- Problem to work on:
Look through the material below and count the lines with the string "styles". Report only the count.

++++ Information supplied ++++

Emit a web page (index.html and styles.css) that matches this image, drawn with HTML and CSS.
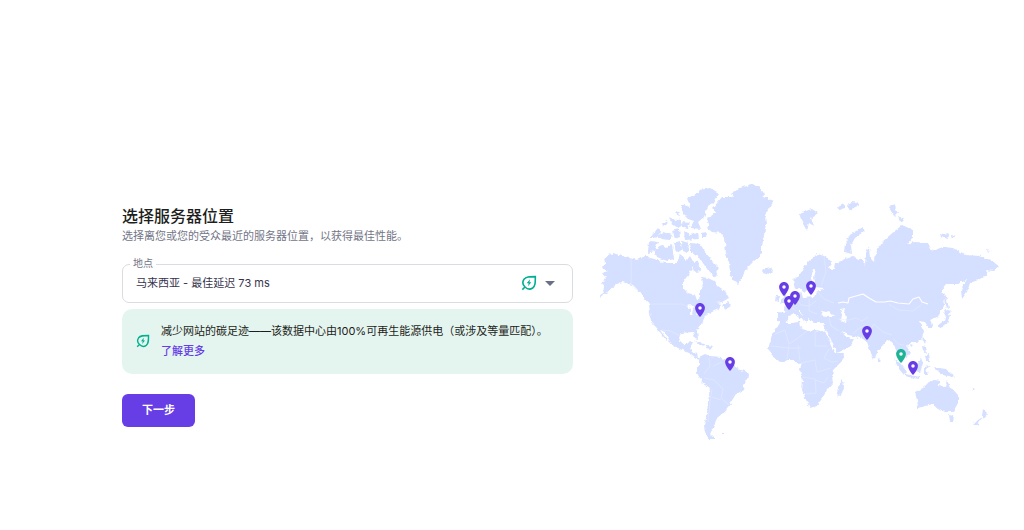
FILE: index.html
```html
<!DOCTYPE html>
<html lang="zh-CN">
<head>
<meta charset="UTF-8">
<meta name="viewport" content="width=device-width, initial-scale=1">
<title>选择服务器位置</title>
<link rel="stylesheet" href="styles.css">
</head>
<body>

<svg class="defs" aria-hidden="true">
  <symbol id="leaf" viewBox="0 0 24 24">
    <path d="M2 22l4-4M6 18C2.500 14.500 2 10 4.500 6.500 7.500 2.500 12 2.500 21.500 2.500c0 9.500 0 14-4 17-3.500 2.500-8 2-11.500-1.500z" fill="none" stroke="currentColor" stroke-width="2.400"/>
    <path d="M13.500 6.500L8.500 12.500h3L10.500 17l5-6H12.700z" fill="currentColor"/>
  </symbol>
  <symbol id="pin" viewBox="0 0 14 20">
    <path d="M7 0C3.130 0 0 3.130 0 7c0 5.250 7 13 7 13s7-7.750 7-13c0-3.870-3.130-7-7-7z" fill="currentColor"/>
    <circle cx="7" cy="7" r="2.500" fill="#fff"/>
  </symbol>
</svg>

<main class="page">
  <form class="form">
    <h1>选择服务器位置</h1>
    <p class="subtitle">选择离您或您的受众最近的服务器位置，以获得最佳性能。</p>

    <div class="field">
      <label for="location">地点</label>
      <select id="location">
        <option>马来西亚 - 最佳延迟 73 ms</option>
      </select>
      <div class="field-icons">
        <svg class="leaf"><use href="#leaf"/></svg>
        <svg class="caret" viewBox="0 0 10 5"><path d="M0 0h10L5 5z" fill="currentColor"/></svg>
      </div>
    </div>

    <div class="notice">
      <svg class="leaf"><use href="#leaf"/></svg>
      <p>减少网站的碳足迹——该数据中心由100%可再生能源供电（或涉及等量匹配）。<br><a href="#">了解更多</a></p>
    </div>

    <button type="button">下一步</button>
  </form>

  <svg class="map" viewBox="600 180 400 262" role="img" aria-label="世界地图">
    <defs>
      <filter id="coast" x="-2%" y="-2%" width="104%" height="104%">
        <feTurbulence type="fractalNoise" baseFrequency="0.25" numOctaves="2" seed="4"/>
        <feDisplacementMap in="SourceGraphic" scale="4" xChannelSelector="R" yChannelSelector="G"/>
      </filter>
    </defs>

    <g class="land" filter="url(#coast)">
      <!-- North America -->
      <path d="M613 253L625 257 637 260 645 256 657 260 665 263 677 263 680 254 687 260 690 256 694 263 690 272 687 277 683 282 683 288 688 293 695 295 697 300 700 298 700 290 703 284 702 277 708 278 714 281 718 286 725 291 729 298 722 302 716 303 722 304 719 309 714 311 708 314 704 318 702 324 697 330 698 339 695 338 693 332 681 333 679 338 682 344 687 344 690 341 693 342 690 348 692 352 697 353 698 358 703 357 702 360 696 359 690 354 680 349 672 345 668 338 663 331 660 330 668 341 665 340 657 328 651 322 650 313 649 304 643 297 638 290 633 285 622 282 617 284 610 290 600 297 605 289 602 284 606 278 602 273 608 271 602 268 605 264 604 258z"/>
      <path d="M723 306l5-4 3 4-5 3z"/>
      <!-- Arctic islands -->
      <path d="M687 198L693 196 700 190 710 188 719 193 713 202 707 208 704 217 698 222 701 229 690 228 694 221 688 219 682 213 681 204 690 207z"/>
      <path d="M684 231l6 4 8-2 1 6-14 1zM649 241l9 1-4 9-6 2zM654 249l9-4 4 3 5-4 2 15-7 2-10-4z"/>
      <path d="M690 243L700 244 706 253 713 262 719 268 716 277 710 273 705 266 700 259 695 255 691 252zM650 238l8-10 3 4-6 6zM657 236l6-4 9 3-2 5-9-1zM672 231l7-2 1 8-6 2zM673 243l7-2 3 8-6 4zM682 241l7 2-1 10-5-2zM691 261l7 1 3 9-7 1zM669 217l6 3 4-1 4 6-5 3-7-5zM662 223l5-3 1 3-5 3zM682 222l8 1-2 5-5-1zM701 233l6-1-1 5-5 0zM676 210l3 1 1 5-3-1z"/>
      <!-- Greenland, Iceland -->
      <path d="M752 184L760 187 763 192 764 197 774 201 770 207 765 215 766 225 764 235 762 247 762 254 753 262 745 270 742 279 738 284 733 280 730 274 729 262 726 254 725 242 722 233 712 232 707 228 709 223 707 219 715 213 713 208 722 197 733 197 731 194 740 188z"/>
      <path d="M762 269l9-2 2 4-4 4-6-2z"/>
      <!-- Caribbean -->
      <path d="M694 341l6 1 6 3-5 1zM707 345l6 1-2 3-5-1z"/>
      <!-- South America -->
      <path d="M699 357L705 354 710 356 722 357 725 362 733 365 737 368 748 373 749 376 745 382 743 390 735 395 732 402 727 408 723 413 717 418 713 428 710 434 715 439 709 439 705 433 704 425 707 413 708 402 710 388 702 382 697 373 697 368 700 363z"/>
      <path d="M721 433h2v1h-2z"/>
      <!-- Africa -->
      <path d="M780 323L792 323 799 322 801 328 807 331 815 330 825 332 827 337 832 348 835 353 844 353 843 360 833 370 832 377 833 383 827 390 823 397 817 406 810 408 807 402 802 390 803 380 800 370 801 365 795 360 788 360 780 362 772 355 768 350 770 342 773 333z"/>
      <path d="M843 380L844 387 841 396 837 395 838 386z"/>
      <!-- Eurasia -->
      <path d="M778 312L787 313 784 307 790 305 796 301 799 296 801 291 803 298 814 297 817 291 824 288 815 287 810 284 808 289 804 293 800 288 795 289 793 281 798 276 802 270 807 263 813 257 818 254 824 256 832 262 828 268 834 269 835 263 845 259 853 257 862 260 865 265 866 253 869 246 870 258 874 262 877 250 882 242 890 235 902 225 913 230 913 237 907 244 915 242 928 243 932 251 943 247 953 248 965 255 980 256 990 260 999 266 993 271 986 270 987 275 978 280 970 283 967 292 962 299 961 290 967 279 958 284 947 284 940 292 945 296 944 306 937 317 930 320 933 328 929 328 925 322 919 321 924 331 922 338 917 343 910 343 907 347 911 353 905 357 900 350 903 362 899 357 895 347 892 342 888 340 882 347 877 353 874 360 871 353 867 342 863 339 853 336 848 335 842 331 845 337 849 337 854 340 850 347 837 353 832 345 825 335 824 328 825 323 815 323 808 318 808 323 803 317 800 311 798 311 805 318 804 321 794 313 789 315 788 320 783 324 778 321z"/>
      <path d="M781 287l4 3 2 12-7 2 3-7zM776 296l4 0-2 6-3-1zM878 358l3 3-3 2z"/>
      <!-- Arctic Russia, Svalbard -->
      <path d="M799 213L812 209 818 213 811 218 814 226 809 223 807 231 802 222zM844 252L845 244 850 235 862 227 864 231 855 238 851 245 852 254zM838 207l6-3 0 4-4 2zM847 205l7-3 5 3-9 5zM889 207l5-3 4 9-4 4zM898 216l6 2-4 4zM940 233l9 2-1 4-7-2zM951 235l5 1-4 2zM986 250l5 1-3 1z"/>
      <!-- Japan, Sakhalin -->
      <path d="M945 293l4 15-4-1zM945 309l7 2-5 4-4-1zM946 314l4 1-3 9-9 4 0-3 6-4z"/>
      <!-- South-east Asia -->
      <path d="M894 359l6 4 7 9-3 3-5-6zM905 374l15 3-1 2-14-3zM912 366l6-3 3-5 2 5-3 10-6-1zM922 338l4 2-1 4zM922 346l4 1 1 6-4-3zM925 356l4-2 1 7-4 0zM924 367l6-1-4 3 2 5-4 0zM934 367l5 1 7 1 9 9-6-2-6-1-4-3zM910 344l3 1-2 2z"/>
      <!-- Oceania -->
      <path d="M915 392L923 388 928 383 935 380 940 381 939 385 945 387 947 380 950 387 958 396 958 403 953 412 945 412 938 408 933 404 925 406 918 408 917 400zM949 415l5 1-1 5-3 0zM983 409l5 5-4 5-2-3zM983 417l-6 8-4 0 5-5zM970 387l5 4-2 0z"/>
    </g>

    <!-- inland seas -->
    <g class="water" filter="url(#coast)">
      <path d="M820 316l2-5 4 1 3-1 6 6-7 0zM840 309l5-1-1 4 3 4-1 6-5-2 1-5zM812 284l-1-6 2-8 3-1-2 8 1 6zM686 306l6-1 4 3-3 1-1 6-2 0 0-6zM696 313l5-3 1 2-5 2zM824 329l2 0 10 21 1 3-3-2z"/>
    </g>

    <!-- borders -->
    <g class="borders">
      <path class="strong" d="M838 303l5-1 5 1 1-5 7-2 7-2 6 4 7 4 9 0 5-1 8 2 11 1 4-5 6-2 3 5 6 2"/>
      <path d="M631 258v27l7 6M650 304h32l6 3M662 330l9 1 9 5M775 334l10-4 4 14 9-6 9-7M815 331v15h13M789 345l-2 14M798 345l2 16M771 346l18 2 12 0M801 363l14-3 2 12 14-4M803 377l12 2 1 14-10 1M815 380l9 3 4-6M829 349l-5 9 8 4 6-1M709 358l1 8-6 8M713 366l9-4M704 378l10 2 9 9-2 9 8 7M712 389l-2 13-2 20M721 400l-9-3M790 306l6 5M797 300l4 5 8 1 7-5M809 299v12l8 3M817 291l7 8 10 4M829 318l2 8 8 5M838 319l10 1 8-2 6 3 6-4M853 334l5-5 7-4M866 336l8-12 9 8 9 3M889 304l9 6 15 1 9-7M893 338l5 6 6 1M824 257l2 15-5 14"/>
    </g>

    <g class="pins">
      <use href="#pin" x="695" y="303" width="10" height="14"/>
      <use href="#pin" x="725" y="357" width="10" height="14"/>
      <use href="#pin" x="779" y="282" width="10" height="14"/>
      <use href="#pin" x="790" y="291" width="10" height="14"/>
      <use href="#pin" x="784" y="296" width="10" height="14"/>
      <use href="#pin" x="806" y="281" width="10" height="14"/>
      <use href="#pin" x="862" y="326" width="10" height="14"/>
      <use href="#pin" x="908" y="361" width="10" height="14"/>
      <use class="selected" href="#pin" x="896" y="349" width="10" height="14"/>
    </g>
  </svg>
</main>

</body>
</html>
```
FILE: styles.css
```css
*{box-sizing:border-box}
body{margin:0;background:#fff;color:#1d1e20;font-family:Inter,"Noto Sans CJK SC",sans-serif;font-size:11px;line-height:20px}
h1,p{margin:0}
.defs{position:absolute;width:0;height:0}

.page{display:grid;grid-template-columns:451fr 400fr;gap:27px;align-items:center;min-height:100vh;padding:92px 24px 0 122px}
.form{padding-top:10px}

h1{font-size:16px;font-weight:500;line-height:20px}
.subtitle{margin-bottom:18px;color:#727586}

.field{position:relative;margin-bottom:6px}
.field label{position:absolute;top:-6px;left:8px;padding:0 3px;background:#fff;color:#727586;font-size:10px;line-height:10px}
select{display:block;width:100%;height:39px;padding:0 64px 0 13px;border:1px solid #dadce0;border-radius:7px;background:#fff;color:#36344d;font:inherit;appearance:none;cursor:pointer}
.field-icons{position:absolute;top:0;right:18px;height:100%;display:flex;align-items:center;gap:8px;color:#6b6f85;pointer-events:none}
.field-icons .leaf{width:16px;height:16px}
.caret{width:10px;height:5px}
.leaf{flex:none;width:14px;height:14px;color:#00b090}

.notice{display:flex;align-items:center;gap:11px;margin-bottom:20px;padding:12px 14px 13px;border-radius:10px;background:#e4f5ef}
.notice a{color:#673de6;font-weight:500;text-decoration:none}

button{display:block;height:33px;padding:0 20px;border:none;border-radius:6px;background:#673de6;color:#fff;font:inherit;font-weight:700;cursor:pointer}

.map{display:block;width:100%}
.land{fill:#d5dfff}
.water{fill:#fff}
.borders{fill:none;stroke:#e6ecff;stroke-width:.6;stroke-linejoin:round}
.borders .strong{stroke:#fff;stroke-width:1.200}
.pins{color:#673de6}
.pins .selected{color:#1fb396}
```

++++

- Task response:
3